Barack Obama saw the usefulness of the Irish vote when he put Sen. Joe Biden (D-Del.) on the ticket and that helped him to stop the steady erosion of the Catholic vote from the Democrats to the Republicans.

But Rep. Joseph Crowley’s (D-N.Y.) loss in a primary election last month shows the new reality of our political parties. These days, the Irish, who helped to build a lasting majority for the Democrats for the bulk of the 20th century, are no longer welcomed in the progressive movement. When it comes to winning nominations, the Irish need not apply.

Crowley didn’t lose for ideological reasons. He’s a liberal as liberal can be. He didn’t lose because he was incompetent. He was on a leadership track and had wide-respect among his colleagues. He didn’t lose because he wasn’t a team player. He helped to raise money for his colleagues and put the Democrats in a better position to capture the majority in the House.

He lost because he wasn’t the right gender and he didn’t have the right ethnic mix.  He lost because he is an Irishman.
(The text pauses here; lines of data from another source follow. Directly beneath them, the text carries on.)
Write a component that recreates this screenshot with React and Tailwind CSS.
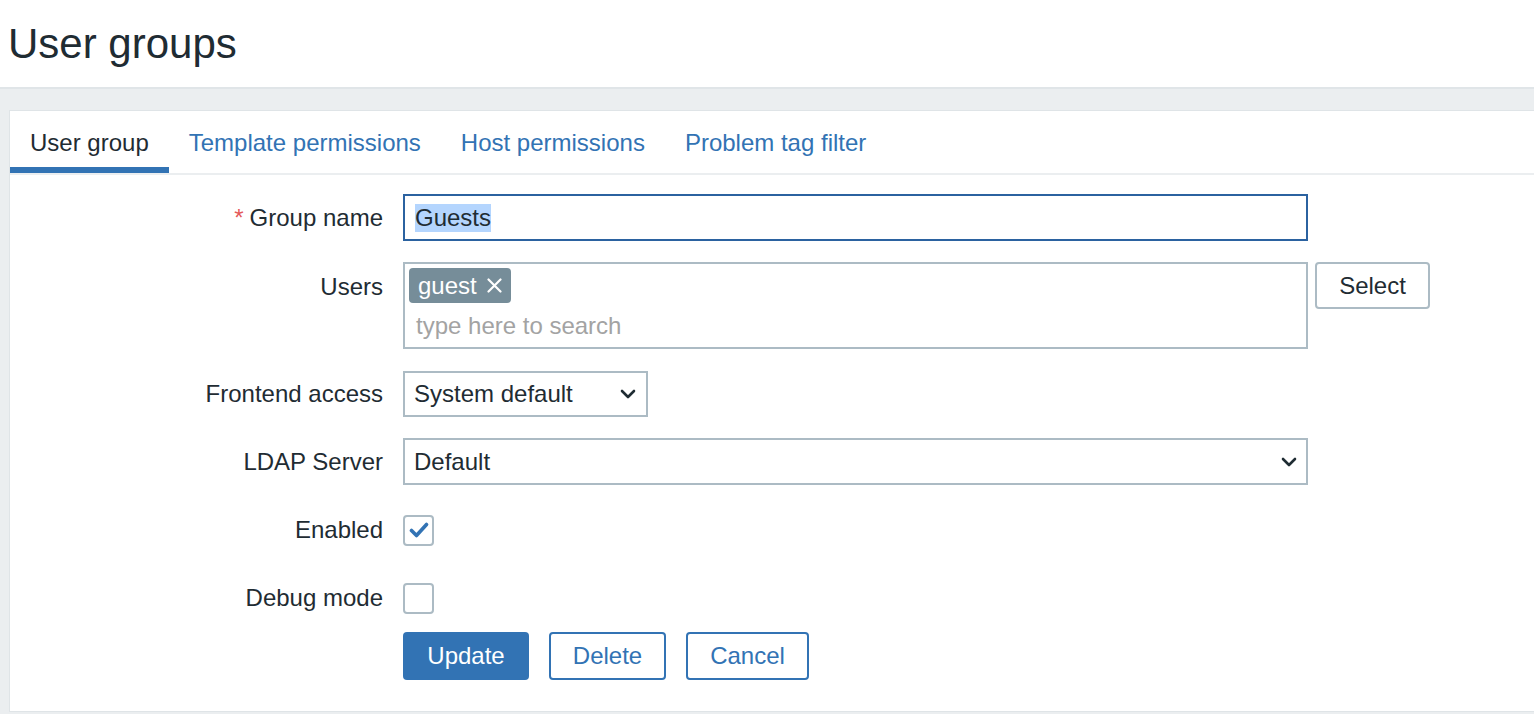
import React from "react";

const font = { fontFamily: '"Liberation Sans", Arial, sans-serif' };

function Chevron() {
  return (
    <svg width="16" height="10" viewBox="0 0 16 10" fill="none">
      <path d="M2 2l6 6 6-6" stroke="#1f2c33" strokeWidth="2.6" strokeLinecap="round" strokeLinejoin="round" />
    </svg>
  );
}

function Row({ label, required, top, height, align = "items-center", labelPad = "", children }) {
  return (
    <div className={`flex ${align} ${top}`} style={{ minHeight: height }}>
      <div className={`w-[373px] shrink-0 text-right text-[24px] text-[#1f2c33] ${labelPad}`}>
        {required && <span className="mr-[6px] text-[#e45959]">*</span>}
        {label}
      </div>
      <div className="ml-[20px] flex items-center">{children}</div>
    </div>
  );
}

function Checkbox({ checked }) {
  return (
    <div className="flex h-[31px] w-[31px] items-center justify-center rounded-[4px] border-2 border-[#acbbc4] bg-white">
      {checked && (
        <svg width="20" height="16" viewBox="0 0 20 16" fill="none">
          <path d="M2.5 8.5l5 5L17.5 2.5" stroke="#3273b4" strokeWidth="3.6" strokeLinecap="round" strokeLinejoin="round" />
        </svg>
      )}
    </div>
  );
}

export default function App() {
  const tabs = ["Template permissions", "Host permissions", "Problem tag filter"];
  return (
    <div className="h-[714px] overflow-hidden bg-[#ebeef0]" style={font}>
      <header className="flex h-[89px] items-center border-b-2 border-[#e0e5e8] bg-white pl-[8px]">
        <h1 className="text-[42px] leading-none text-[#1f2c33]">User groups</h1>
      </header>

      <div className="pl-[9px] pt-[21px]">
        <div className="h-[602px] border border-r-0 border-[#dfe4e7] bg-white">
          <nav className="flex h-[64px] border-b-2 border-[#ebeef0] text-[24px]">
            <div className="flex items-center border-b-[6px] border-[#3273b4] px-[20px] pt-[8px] text-[#1f2c33]">
              User group
            </div>
            {tabs.map((t) => (
              <div key={t} className="flex items-center px-[20px] pb-[6px] pt-[8px] text-[#3273b4]">
                {t}
              </div>
            ))}
          </nav>

          <Row label="Group name" required top="mt-[19px]" height={47}>
            <div className="flex h-[47px] w-[905px] items-center border-2 border-[#2b62a0] px-[10px] text-[24px] text-[#1f2c33]">
              <span className="bg-[#b4d5fe] leading-[28px]">Guests</span>
            </div>
          </Row>

          <Row label="Users" top="mt-[21px]" height={87} align="items-start" labelPad="pt-[7px]">
            <div className="flex items-start">
              <div className="h-[87px] w-[905px] border-2 border-[#acbbc4] px-[4px] pt-[4px]">
                <div className="flex h-[35px] w-[102px] items-center rounded-[4px] bg-[#768d99] pl-[9px] text-[24px] text-white">
                  guest
                  <svg className="ml-[10px]" width="15" height="15" viewBox="0 0 15 15" fill="none">
                    <path d="M1.5 1.5l12 12M13.5 1.5l-12 12" stroke="white" strokeWidth="2.2" strokeLinecap="round" />
                  </svg>
                </div>
                <div className="mt-[7px] pl-[7px] text-[24px] leading-[32px] text-[#a3a3a3]">type here to search</div>
              </div>
              <button className="ml-[7px] h-[47px] w-[115px] rounded-[4px] border-2 border-[#acbbc4] bg-white text-[24px] text-[#1f2c33]">
                Select
              </button>
            </div>
          </Row>

          <Row label="Frontend access" top="mt-[22px]" height={46}>
            <div className="flex h-[46px] w-[245px] items-center justify-between border-2 border-[#acbbc4] pl-[9px] pr-[10px] text-[24px] text-[#1f2c33]">
              System default
              <Chevron />
            </div>
          </Row>

          <Row label="LDAP Server" top="mt-[21px]" height={47}>
            <div className="flex h-[47px] w-[905px] items-center justify-between border-2 border-[#acbbc4] pl-[9px] pr-[9px] text-[24px] text-[#1f2c33]">
              Default
              <Chevron />
            </div>
          </Row>

          <Row label="Enabled" top="mt-[22px]" height={46}>
            <Checkbox checked />
          </Row>

          <Row label="Debug mode" top="mt-[22px]" height={46}>
            <Checkbox />
          </Row>

          <div className="ml-[393px] mt-[11px] flex gap-[20px] text-[24px]">
            <button className="h-[48px] w-[126px] rounded-[4px] bg-[#3273b4] text-white">Update</button>
            <button className="h-[48px] w-[117px] rounded-[4px] border-2 border-[#3273b4] bg-white text-[#3273b4]">
              Delete
            </button>
            <button className="h-[48px] w-[123px] rounded-[4px] border-2 border-[#3273b4] bg-white text-[#3273b4]">
              Cancel
            </button>
          </div>
        </div>
      </div>
    </div>
  );
}
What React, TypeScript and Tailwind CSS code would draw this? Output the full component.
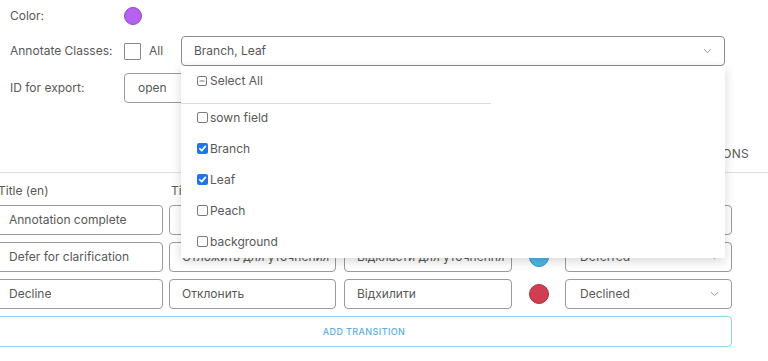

And he is not the only one who faces a stiff primary challenge because of his Irish heritage. Both Reps. Richard Neal and Stephen Lynch, both of Massachusetts, face similar threats for the same reason. Their Irish Catholicism isn’t the political asset it used to be.

The Democratic Party has becoming increasingly antagonistic to the Catholic Church and to practicing Catholics in general. The dogma runs deep in too many to make leading Democrats comfortable, especially those who might be named to the Supreme Court by a Trump administration that has not only courted the Catholic vote but has Irish Catholics in significant positions of power in the White House and in the executive branch.

The Irish need not apply. That seems to be the new and troubling mantra of the Democratic Party.